《中华读书报》创刊时我尚未从天津图书馆退休,办公室里有这份报纸,发现很多文章值得留作研究参考,我又自订一份用于剪报。
图书馆不算学术机构,幸亏时任馆长的恩师黄钰生安排我“半脱产”从事研究。身处学术“体制”以外,我非常依赖这份报纸了解学界状况和信息,开阔眼界,打通“学科壁垒”。出于无名者的低调,我轻易不给此报投稿,二十年间算来不过六篇。
第一篇是“尊老尚齿”国家课题成果《中华尊老文化探究》概述,鉴于书中考据太枯燥而史实够惊人,采用了“随笔带引据”的创新文体,题为《从狮身人面兽说到老龙》(化用“斯芬克斯之谜”的老人“三条腿”谜底,及汉代七十老人获颁“王杖”的掌故);发表于《文史天地》周刊(1999-10-27)。无名者的长文能占头版,是借了季羡林先生的威望。遗憾至今的是,原稿尾部漏加 “(引据41条从略)”说明,这样,比如“十世纪德国人还有吃父母的、同期宋代‘割肉啖亲’已蔚成风气”等内容,会给人以大言欺世的恶劣印象,愧对读者和报纸主编。

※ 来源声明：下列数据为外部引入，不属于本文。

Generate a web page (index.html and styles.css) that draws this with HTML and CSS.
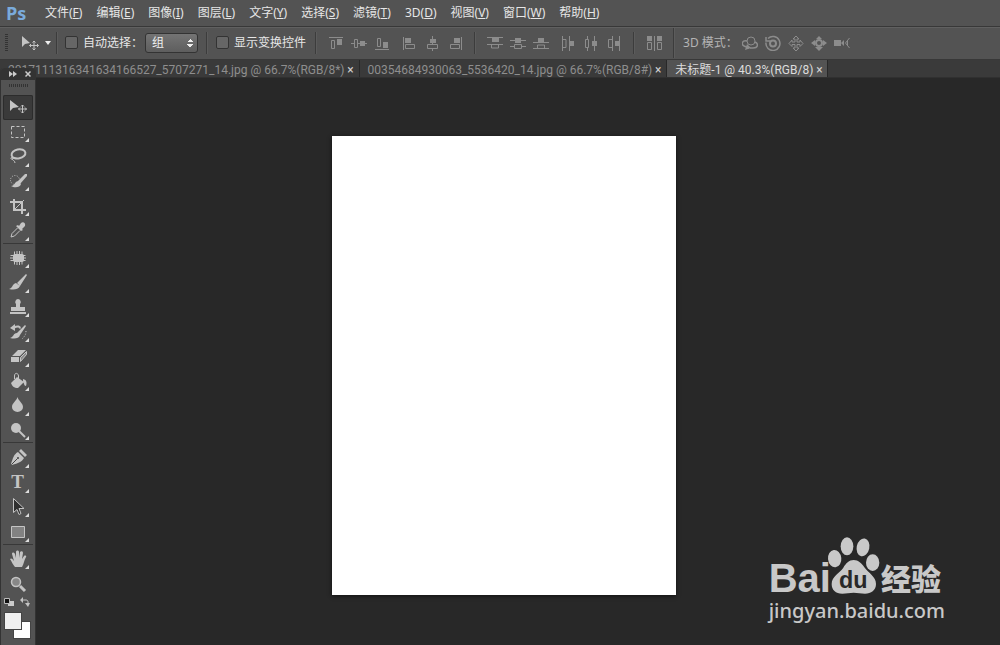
FILE: index.html
```html
<!DOCTYPE html>
<html lang="zh-CN">

<head>
  <meta charset="utf-8">
  <title>未标题-1 @ 40.3%(RGB/8)</title>
  <link rel="stylesheet" href="styles.css">
</head>

<body>
  <!-- Menu -->
  <nav class="menubar">
    <span class="logo">Ps</span>
    <a href="#">文件(<u>F</u>)</a>
    <a href="#">编辑(<u>E</u>)</a>
    <a href="#">图像(<u>I</u>)</a>
    <a href="#">图层(<u>L</u>)</a>
    <a href="#">文字(<u>Y</u>)</a>
    <a href="#">选择(<u>S</u>)</a>
    <a href="#">滤镜(<u>T</u>)</a>
    <a href="#">3D(<u>D</u>)</a>
    <a href="#">视图(<u>V</u>)</a>
    <a href="#">窗口(<u>W</u>)</a>
    <a href="#">帮助(<u>H</u>)</a>
  </nav>

  <!-- Options for the move tool -->
  <div class="options">
    <span class="grip"></span>
    <button class="preset" aria-label="移动工具">
      <svg width="18" height="16" viewBox="0 0 18 16"><path class="f" d="M1 1v11l3-3 5-1z"/><path class="s" d="M13 6v9M8.500 10.500h9M11.500 7.500L13 6l1.500 1.500M11.500 13.500L13 15l1.500-1.500M10 9l-1.500 1.500L10 12M16 9l1.500 1.500L16 12"/></svg>
      <svg width="6" height="4" viewBox="0 0 6 4"><path fill="#eee" d="M0 0h6L3 4z"/></svg>
    </button>
    <span class="line"></span>
    <label class="check check-auto"><input type="checkbox">自动选择：</label>
    <select class="group-select" aria-label="自动选择">
      <option>组</option>
      <option>图层</option>
    </select>
    <span class="line"></span>
    <label class="check check-show"><input type="checkbox">显示变换控件</label>
    <span class="line"></span>

    <div class="align">
      <button aria-label="顶对齐"><svg viewBox="0 0 16 16"><path class="s" d="M1 2.500h14M3.500 5.500h3v8h-3z"/><path class="f" d="M9 4h5v6H9z"/></svg></button>
      <button aria-label="垂直居中对齐"><svg viewBox="0 0 16 16"><path class="s" d="M0 8.500h3M7 8.500h9M3.500 4.500h3v8h-3z"/><path class="f" d="M9 6h5v5H9z"/></svg></button>
      <button aria-label="底对齐"><svg viewBox="0 0 16 16"><path class="s" d="M1 14.500h14M3.500 3.500h3v8h-3z"/><path class="f" d="M9 7h5v6H9z"/></svg></button>
    </div>
    <div class="align">
      <button aria-label="左对齐"><svg viewBox="0 0 16 16"><path class="s" d="M2.500 2v13M4.500 9.500h9v4h-9z"/><path class="f" d="M4 3h6v5H4z"/></svg></button>
      <button aria-label="水平居中对齐"><svg viewBox="0 0 16 16"><path class="s" d="M8.500 1v3M8.500 8v2M8.500 13v3M3.500 9.500h10v4h-10z"/><path class="f" d="M6 4h6v4H6z"/></svg></button>
      <button aria-label="右对齐"><svg viewBox="0 0 16 16"><path class="s" d="M14.500 2v13M3.500 9.500h9v4h-9z"/><path class="f" d="M7 3h6v5H7z"/></svg></button>
    </div>
    <span class="line"></span>
    <div class="align">
      <button aria-label="按顶分布"><svg viewBox="0 0 16 16"><path class="s" d="M0 2.500h16M0 9.500h16M4.500 10v3h7v-3"/><path class="f" d="M5 3h7v4H5z"/></svg></button>
      <button aria-label="垂直居中分布"><svg viewBox="0 0 16 16"><path class="s" d="M0 5.500h16M0 11.500h4M12 11.500h4M4.500 9.500h7v4h-7z"/><path class="f" d="M5 3h6v5H5z"/></svg></button>
      <button aria-label="按底分布"><svg viewBox="0 0 16 16"><path class="s" d="M0 7.500h16M0 13.500h16M4.500 13v-3h7v3"/><path class="f" d="M5 3h6v4H5z"/></svg></button>
    </div>
    <div class="align">
      <button aria-label="按左分布"><svg viewBox="0 0 16 16"><path class="s" d="M2.500 1v15M9.500 1v15M3 4.500h3v8H3"/><path class="f" d="M10 6h4v5h-4z"/></svg></button>
      <button aria-label="水平居中分布"><svg viewBox="0 0 16 16"><path class="s" d="M4.500 1v3M4.500 13v3M11.500 1v15M2.500 4.500h3v8h-3z"/><path class="f" d="M9 6h5v5H9z"/></svg></button>
      <button aria-label="按右分布"><svg viewBox="0 0 16 16"><path class="s" d="M6.500 1v15M13.500 1v15M6 4.500H2.500v8H6"/><path class="f" d="M9 6h4v5H9z"/></svg></button>
    </div>
    <span class="line"></span>
    <div class="align">
      <button aria-label="自动对齐图层"><svg viewBox="0 0 16 16"><path class="s" d="M8.500 1v15M1.500 7.500h4v7h-4zM11.500 7.500h4v7h-4z"/><path class="f" d="M1 1h5v5H1zM11 1h5v5h-5z"/></svg></button>
    </div>
    <span class="line line-light"></span>
    <span class="mode">3D 模式：</span>
    <div class="align">
      <button aria-label="旋转 3D 对象"><svg viewBox="0 0 16 16"><circle class="s" cx="9" cy="6" r="4"/><path class="s" stroke-width="1.500" d="M5 6C0 5-1 9 2 11l5 2M13 7c4 2 3 6-2 6H8"/><path class="f" d="M5 9l4 4-6 2z"/></svg></button>
      <button aria-label="滚动 3D 对象"><svg viewBox="0 0 16 16"><circle class="s" stroke-width="2" cx="8" cy="8.500" r="3"/><path class="s" stroke-width="1.500" d="M3 3.500a7 7 0 1 1-2 4M1 2v4h4"/></svg></button>
      <button aria-label="拖动 3D 对象"><svg viewBox="0 0 16 16"><path class="s" d="M8 1l3 3H9v3h3V5l3 3.500-3 3V9.500H9V13h2l-3 3-3-3h2V9.500H4v2l-3-3L4 5v2h3V4H5z"/></svg></button>
      <button aria-label="滑动 3D 对象"><svg viewBox="0 0 16 16"><circle class="s s2" cx="8" cy="8" r="3"/><path class="f" d="M0 8l4-3v6zM16 8l-4-3v6zM8 16l-4-4h8zM5 4l3-3 3 3z"/></svg></button>
      <button aria-label="缩放 3D 对象"><svg viewBox="0 0 16 16"><path class="f" d="M0 5h7v6H0zM7 8l3-3v6z"/><path class="s" d="M15.500 3l-4 5 4 5M13.500 6v4"/></svg></button>
    </div>
  </div>

  <!-- Open documents -->
  <div class="tabs">
    <div class="tab"><span>2017111316341634166527_5707271_14.jpg @ 66.7%(RGB/8*)</span><button aria-label="关闭">×</button></div>
    <div class="tab"><span>00354684930063_5536420_14.jpg @ 66.7%(RGB/8#)</span><button aria-label="关闭">×</button></div>
    <div class="tab active"><span>未标题-1 @ 40.3%(RGB/8)</span><button aria-label="关闭">×</button></div>
  </div>

  <main class="workspace">
    <div class="document"></div>
  </main>

  <!-- Floating tool panel -->
  <aside class="toolbox">
    <header>
      <svg width="8" height="6" viewBox="0 0 8 6"><path fill="#ccc" d="M0 0l4 3-4 3zM4 0l4 3-4 3z"/></svg>
      <svg width="6" height="6" viewBox="0 0 6 6"><path stroke="#ccc" stroke-width="1.500" d="M0.500 0.500l5 5M5.500 0.500l-5 5"/></svg>
    </header>
    <span class="panel-grip"></span>
    <div class="tools">
      <div class="set set-select">
        <button class="on" aria-label="移动"><svg viewBox="0 0 20 20"><path class="f" d="M2 3v11l3-3 6-1z"/><path class="s" d="M14.500 8v8M10.500 12h8M13 9.500L14.500 8 16 9.500M13 14.500l1.500 1.500 1.500-1.500M12 10.500L10.500 12l1.500 1.500M17 10.500l1.500 1.500-1.500 1.500"/></svg></button>
        <button aria-label="矩形选框"><svg viewBox="0 0 20 20"><path class="s" stroke-dasharray="3 2" d="M3.500 4.500h13v11h-13z"/></svg></button>
        <button aria-label="套索"><svg viewBox="0 0 20 20"><ellipse class="s s2" cx="10.500" cy="8" rx="7" ry="4.500" transform="rotate(-12 10 8)"/><path class="s" d="M4 11c-2 1-1 3 1 2s-1-3-1-1c0 3 3 2 3 5"/></svg></button>
        <button aria-label="快速选择"><svg viewBox="0 0 20 20"><circle class="s" stroke-dasharray="1 1.500" cx="7" cy="9" r="4.500"/><path class="f" d="M19 3v2l-7 8-3-2 8-8zM10 10l3 3c-1 4-7 4-10 2 4 0 3-4 7-5z"/></svg></button>
        <button aria-label="裁剪"><svg viewBox="0 0 20 20"><path class="s s2" d="M6 3v11h12M2 6h12v12"/><path class="s" d="M6 14l10-10"/></svg></button>
        <button aria-label="吸管"><svg viewBox="0 0 20 20"><path class="f" d="M13 3c2-2 5 0 4 3l-3 3 1 1-2 1-5-5 2-1 1 1z"/><path class="s" d="M9.500 8L4 13.500 3 17l3.500-1L12 10.500"/></svg></button>
      </div>
      <div class="set set-paint">
        <button aria-label="修补"><svg viewBox="0 0 20 20"><rect class="f" x="5" y="6" width="11" height="8" rx="2"/><path class="s" d="M6.500 3.500v13M9 3v14M11.500 3v14M14 3.500v13M2.500 7.500h15M2 10h16M2.500 12.500h15"/></svg></button>
        <button aria-label="画笔"><svg viewBox="0 0 20 20"><path class="f" d="M18 2l1 1-7 11-3-3zM8 11l4 3c-2 4-7 4-11 3 4-1 3-5 7-6z"/></svg></button>
        <button aria-label="仿制图章"><svg viewBox="0 0 20 20"><path class="f" d="M10 2a3 3 0 0 1 2 5v3h5v4H3v-4h5V7a3 3 0 0 1 2-5zM2 15h16v2H2z"/></svg></button>
        <button aria-label="历史记录画笔"><svg viewBox="0 0 20 20"><path class="f" d="M17 3l1 1-6 9-3-2zM9 11l3 2c-1 4-6 4-10 3 4-1 3-5 7-5zM2 6l5-4v7z"/><path class="s s2" d="M6 5.500c4-2 6-1 6 1"/><path class="s" stroke-dasharray="1 1.500" d="M18 9c0 4-2 6-4 8"/></svg></button>
        <button aria-label="橡皮擦"><svg viewBox="0 0 20 20"><path class="f" d="M10 4h8l-6 6H4zM3 11h8v5H3z"/><path fill="#8c8c8c" stroke="#c4c4c4" d="M12.500 11.500l6-6v3l-6 7z"/></svg></button>
        <button aria-label="油漆桶"><svg viewBox="0 0 20 20"><path class="f" d="M9 6l7 5-6 6c-4 0-6-2-7-5zM15 8c4 1 4 4 3 7-2 0-2-3-3-5z"/><path class="s" d="M6.500 8V5c0-4 4-3 4 0v4"/></svg></button>
        <button aria-label="模糊"><svg viewBox="0 0 20 20"><path class="f" d="M9.500 2c1 4 5.500 6 5.500 10a5.500 5 0 0 1-11 0c0-4 4.500-6 5.500-10z"/></svg></button>
        <button aria-label="减淡"><svg viewBox="0 0 20 20"><circle class="f" cx="8" cy="8" r="5"/><path class="s s2" d="M11 11l6 6"/></svg></button>
      </div>
      <div class="set set-vector">
        <button aria-label="钢笔"><svg viewBox="0 0 20 20"><path class="f" d="M13 1l6 6-2 2-6-6zM10 4l6 6c-2 4-6 5-12 7l-1-1c2-6 3-10 7-12z"/><path stroke="#444" d="M3.500 16.500l6-6"/><circle fill="#444" cx="10" cy="10" r="1"/></svg></button>
        <button class="type" aria-label="文字">T</button>
        <button aria-label="路径选择"><svg viewBox="0 0 20 20"><path fill="#303030" stroke="#c4c4c4" d="M5.500 1.500v14l3.500-3 2 5 2-1-2-5h5z"/></svg></button>
        <button aria-label="矩形"><svg viewBox="0 0 20 20"><path fill="#828282" stroke="#c4c4c4" d="M3.500 4.500h13v11h-13z"/></svg></button>
      </div>
      <div class="set set-view">
        <button aria-label="抓手"><svg viewBox="0 0 20 20"><path class="f" d="M7 18c-2-2-3-5-5-8 1-1 2-1 4 2L4 5c0-2 2-2 3 0l1 4V3c0-2 3-2 3 0v6l1-6c1-1 3-1 3 1l-1 6 2-3c1-1 3 0 2 1-2 3-2 7-4 10z"/></svg></button>
        <button class="single" aria-label="缩放"><svg viewBox="0 0 20 20"><circle fill="#888" stroke="#c4c4c4" stroke-width="1.500" cx="8" cy="8" r="4.500"/><path class="s s3" d="M12 12l5 5"/></svg></button>
      </div>
    </div>
    <div class="reset">
      <svg width="10" height="10" viewBox="0 0 10 10"><path fill="#ccc" d="M4 4h6v5H4z"/><path fill="#111" stroke="#bbb" d="M0.500 1.500h5v5h-5z"/></svg>
      <svg width="10" height="10" viewBox="0 0 10 10"><path class="s" d="M2 3h4c1.500 0 2 1 2 2v3"/><path class="f" d="M0 3l3-3v6zM5 6h5L8 10z"/></svg>
    </div>
    <div class="colors"><span class="back"></span><span class="front"></span></div>
  </aside>

  <!-- Watermark -->
  <div class="watermark">
    <div class="brand">
      <span class="bai">Bai</span>
      <svg width="54" height="58" viewBox="0 0 162 174">
        <g fill="#c8c8c8">
          <ellipse cx="60" cy="31" rx="19" ry="27"/>
          <ellipse cx="108" cy="34" rx="19" ry="27" transform="rotate(12 108 34)"/>
          <ellipse cx="23" cy="68" rx="20" ry="26" transform="rotate(-6 23 68)"/>
          <ellipse cx="137" cy="80" rx="20" ry="25"/>
          <path d="M80 72c14 0 24 10 32 22 12 17 35 28 35 50 0 19-15 29-33 29-12 0-22-3-34-3s-22 3-34 3c-20 0-32-11-32-29 0-24 24-32 35-49 8-13 17-23 31-23z"/>
        </g>
        <text class="du" x="36" y="156">du</text>
      </svg>
      <span class="jingyan">经验</span>
    </div>
    <div class="site">jingyan.baidu.com</div>
  </div>
</body>

</html>
```
FILE: styles.css
```css
* {
  box-sizing: border-box;
}

body {
  display: flex;
  flex-direction: column;
  min-height: 100vh;
  margin: 0;
  background-color: #282828;
  color: #e6e6e6;
  font-family: "Noto Sans", "Noto Sans CJK SC", sans-serif;
  font-size: 12px;
  line-height: 16px;
  position: relative;
}

button {
  margin: 0;
  padding: 0;
  border: 0;
  background: none;
  color: inherit;
  font: inherit;
}

svg {
  display: block;
  fill: none;
}

.f {
  fill: currentColor;
}

.s {
  stroke: currentColor;
}

.s2 {
  stroke-width: 2;
}

.s3 {
  stroke-width: 3;
}

/* menu */
.menubar {
  display: flex;
  align-items: center;
  gap: 14px;
  height: 27px;
  padding-left: 6px;
  background-color: #535353;
  border-bottom: 1px solid #383838;
}

.menubar a {
  color: #e6e6e6;
  text-decoration: none;
  white-space: nowrap;
}

.logo {
  width: 25px;
  color: #7aabdc;
  font-family: "Open Sans", sans-serif;
  font-size: 18px;
  font-weight: 700;
}

/* options bar */
.options {
  display: flex;
  align-items: center;
  height: 33px;
  padding: 0 0 2px 5px;
  background-color: #535353;
  border-top: 1px solid #606060;
  border-bottom: 1px solid #383838;
  white-space: nowrap;
}

.grip {
  width: 3px;
  height: 18px;
  background: repeating-linear-gradient(#333 0 1px, #535353 1px 2px);
}

.preset {
  display: flex;
  align-items: center;
  gap: 6px;
  margin: 0 5px 0 13px;
  color: #c4c4c4;
}

.line {
  flex: none;
  width: 2px;
  height: 22px;
  border-left: 1px solid #3c3c3c;
  border-right: 1px solid #5c5c5c;
}

.line-light {
  height: 30px;
  margin-left: 11px;
}

.check {
  display: flex;
  align-items: center;
  gap: 5px;
}

.check input {
  appearance: none;
  width: 13px;
  height: 13px;
  margin: 0;
  border: 1px solid #333;
  border-radius: 2px;
  background-color: #666;
}

.check-auto {
  width: 80px;
  margin-left: 7px;
}

.check-show {
  margin: 0 9px 0 8px;
}

.group-select {
  appearance: none;
  width: 53px;
  height: 20px;
  margin: 0 8px 0 0;
  padding: 0 6px;
  border: 1px solid #333;
  border-radius: 3px;
  background:
    conic-gradient(from 135deg at 50% 0, #eee 0 90deg, transparent 90deg) right 4px top 5px / 6px 3px no-repeat,
    conic-gradient(from 315deg at 50% 100%, #eee 0 90deg, transparent 90deg) right 4px top 10px / 6px 3px no-repeat,
    linear-gradient(#747474, #5e5e5e);
  color: #f0f0f0;
  font: inherit;
}

.align {
  display: flex;
  gap: 7px;
  margin-left: 11px;
  color: #8c8c8c;
}

.align + .line {
  margin-left: 11px;
}

.align svg {
  width: 16px;
  height: 16px;
}

.mode {
  width: 48px;
  margin-left: 8px;
  color: #b4b4b4;
}

/* document tabs */
.tabs {
  display: flex;
  height: 18px;
  background-color: #3a3a3a;
  border-bottom: 1px solid #303030;
  font-family: Roboto, "Noto Sans CJK SC", sans-serif;
  line-height: 18px;
}

.tab {
  display: flex;
  align-items: center;
  gap: 2px;
  padding: 2px 4px 0 8px;
  border-right: 1px solid #282828;
  color: #8e8e8e;
  white-space: nowrap;
}

.tab button {
  width: 8px;
  color: #d0d0d0;
}

.tab.active {
  background-color: #535353;
  color: #dcdcdc;
}

/* canvas area */
.workspace {
  flex: 1;
  display: flex;
  align-items: center;
  justify-content: center;
  padding: 8px 0 0 8px;
}

.document {
  width: 344px;
  aspect-ratio: 3 / 4;
  background-color: #fff;
  box-shadow: 0 1px 4px #111;
}

/* floating tool panel */
.toolbox {
  position: absolute;
  top: 68px;
  left: 0;
  width: 36px;
  min-height: calc(100% - 68px);
  background-color: #535353;
  border-left: 1px solid #333;
  border-right: 1px solid #333;
  border-radius: 4px 4px 0 0;
}

.toolbox header {
  display: flex;
  align-items: center;
  justify-content: space-between;
  height: 12px;
  padding: 0 4px 0 8px;
  background-color: #333;
  border-radius: 3px 3px 0 0;
}

.panel-grip {
  display: block;
  width: 19px;
  height: 3px;
  margin: 4px auto 8px 8px;
  background: repeating-linear-gradient(90deg, #333 0 1px, #535353 1px 2px);
}

.tools {
  display: flex;
  flex-direction: column;
  height: 501px;
  padding: 0 2px;
}

.set {
  display: flex;
  flex-direction: column;
}

.set-select {
  flex: 6;
}

.set-paint {
  flex: 8;
}

.set-vector {
  flex: 4;
}

.set-view {
  flex: 2;
}

.set + .set {
  padding-top: 2px;
  border-top: 1px solid #383838;
}

.set button {
  flex: 1;
  display: flex;
  align-items: center;
  justify-content: center;
  position: relative;
  padding-right: 1px;
  border-radius: 2px;
  color: #c4c4c4;
}

.set svg {
  width: 20px;
  height: 20px;
}

/* corner mark for tools that open a flyout */
.set button::after {
  content: "";
  position: absolute;
  right: 4px;
  bottom: 2px;
  border: 2px solid transparent;
  border-right-color: #ddd;
  border-bottom-color: #ddd;
}

.set .on::after,
.set .single::after {
  display: none;
}

.set .on {
  background-color: #3a3a3a;
  box-shadow: inset 0 0 0 1px #2c2c2c;
}

.set .type {
  font-family: "Liberation Serif", serif;
  font-size: 19px;
  font-weight: 700;
}

.reset {
  display: flex;
  justify-content: space-between;
  padding: 1px 5px 0 3px;
  color: #c4c4c4;
}

.colors {
  display: grid;
  grid-template-columns: 9px 9px 9px;
  grid-template-rows: 9px 9px 9px;
  padding: 5px 0 4px 3px;
}

.front,
.back {
  border: 1px solid #444;
  background-color: #fff;
}

.back {
  grid-area: 2 / 2 / 4 / 4;
}

.front {
  grid-area: 1 / 1 / 3 / 3;
  background-color: #f0f0f0;
}

/* watermark */
.watermark {
  position: absolute;
  right: 55px;
  bottom: 20px;
  color: #c8c8c8;
}

.brand {
  display: flex;
  align-items: flex-end;
}

.brand svg {
  margin: 0 0 3px -4px;
}

.bai {
  font: 700 40px/38px "Liberation Sans", sans-serif;
}

.du {
  fill: #282828;
  font: 700 70px "Liberation Sans", sans-serif;
}

.jingyan {
  font: 900 30px/34px "Liberation Sans", "Noto Sans CJK SC", sans-serif;
}

.site {
  font-size: 20px;
  font-weight: 500;
  line-height: 28px;
}
```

我能跻身学界,首先感谢恩师、西南联大元老黄钰生先生。当年在昆明实际代表南开的是他,这有《郑天挺日记》称其为“校领导”可证。我把申泮文院士主编的纪念文集寄赠北大陈平原教授,他回信说早知道“黄子坚”的大名,只是事迹不详。于是我撰文介绍他的后半生,并抒发感恩之情。此文被陈教授改题为《要把南开大学办成中国大学之母的黄钰生》(据梁启超语),纳入由他策划的严修、张伯苓纪念专版(《中华读书报》2000-4-12)。此前,众多联大校史研究者不知黄子坚教授1950年代当了城市图书馆馆长。
不少名人以图书馆为归宿。“文革”后期,生活陷于绝境的书法家吴玉如先生(吴小如教授之父)被老同学周恩来安排到天津图书馆,成为我的“同事”忘年交。我从初期网站上见到“国学大师”简介,众多名字中只有“吴玉如”下边不带黑线,表明他逃名成功,其生平还是空白。我写了不短的介绍文章,编辑祝晓风先生根据文中语句改题为《身后名不若生前一杯酒》(2003-3-19),为此还来电话商量。
我在尊老课题的探究中,突然对古怪中餐的由来(我认为两课题“孪生”)发生狂热兴趣,竟无视得之不易的学术“资质”而转向“野路子”,从正规学界消踪十几年。尽管心得多多,鉴于饮食文化尚无学科地位,也没写过相关文章。直到偶有由头,写了一篇内容涉及食物的《季羡林先生和电脑》(发表于《家园》版2002-01-09)。那由头是:我先曾见过的季老《糖史》元代部分的手稿,后来被收入《中华食萃》第六册,恰好一篇拙文也忝列于同册。我在细读季老这篇专论时发现一条很长的注释,内容是关于电脑的随感,内有睿智的预见:有了电脑查找资料的巨大便利,“我们的研究方法和精力分配的重点,必须相应地改变”。 这段高论隐在大部头专著中,一般读者难得读到。我在文中述及自己偏离季老支持的课题而旁骛饮食;其实我很早就不得不告诉他,不料他没有劝止反而鼓励。
编辑部中王洪波先生熟悉科学,其“通识”特长跟我在图书馆养成的广泛兴趣容易共鸣。他主编的《书评周刊》是本报的重镇之一,此刊百期征文信息引发我的特殊心得,便写短文响应,题为《从传统“目录学”看书评的社会职能》。观点是:以《四库全书总目提要》为典型的传统“目录学”中,每部书都带有权威的短评,这在西方是由发达的书评事业来承担的(以《纽约时报》的BOOK REWIEW 为典型);近代只是引进了西方的卡片目录,致使书评职能沦为空白。编辑来信赞赏这一新异观点,拙文被排在显著位置(2009-11-30)。
我出身“边缘”,尊老伦理、中餐由来等探究也一路边缘;面对缺乏“评价机制”的现实,边缘的创见要推迟埋没,前提是通过报道而成为广大通识学者可见的信息。在此意义上,我想《中华读书报》堪称边缘学人的“吉星”。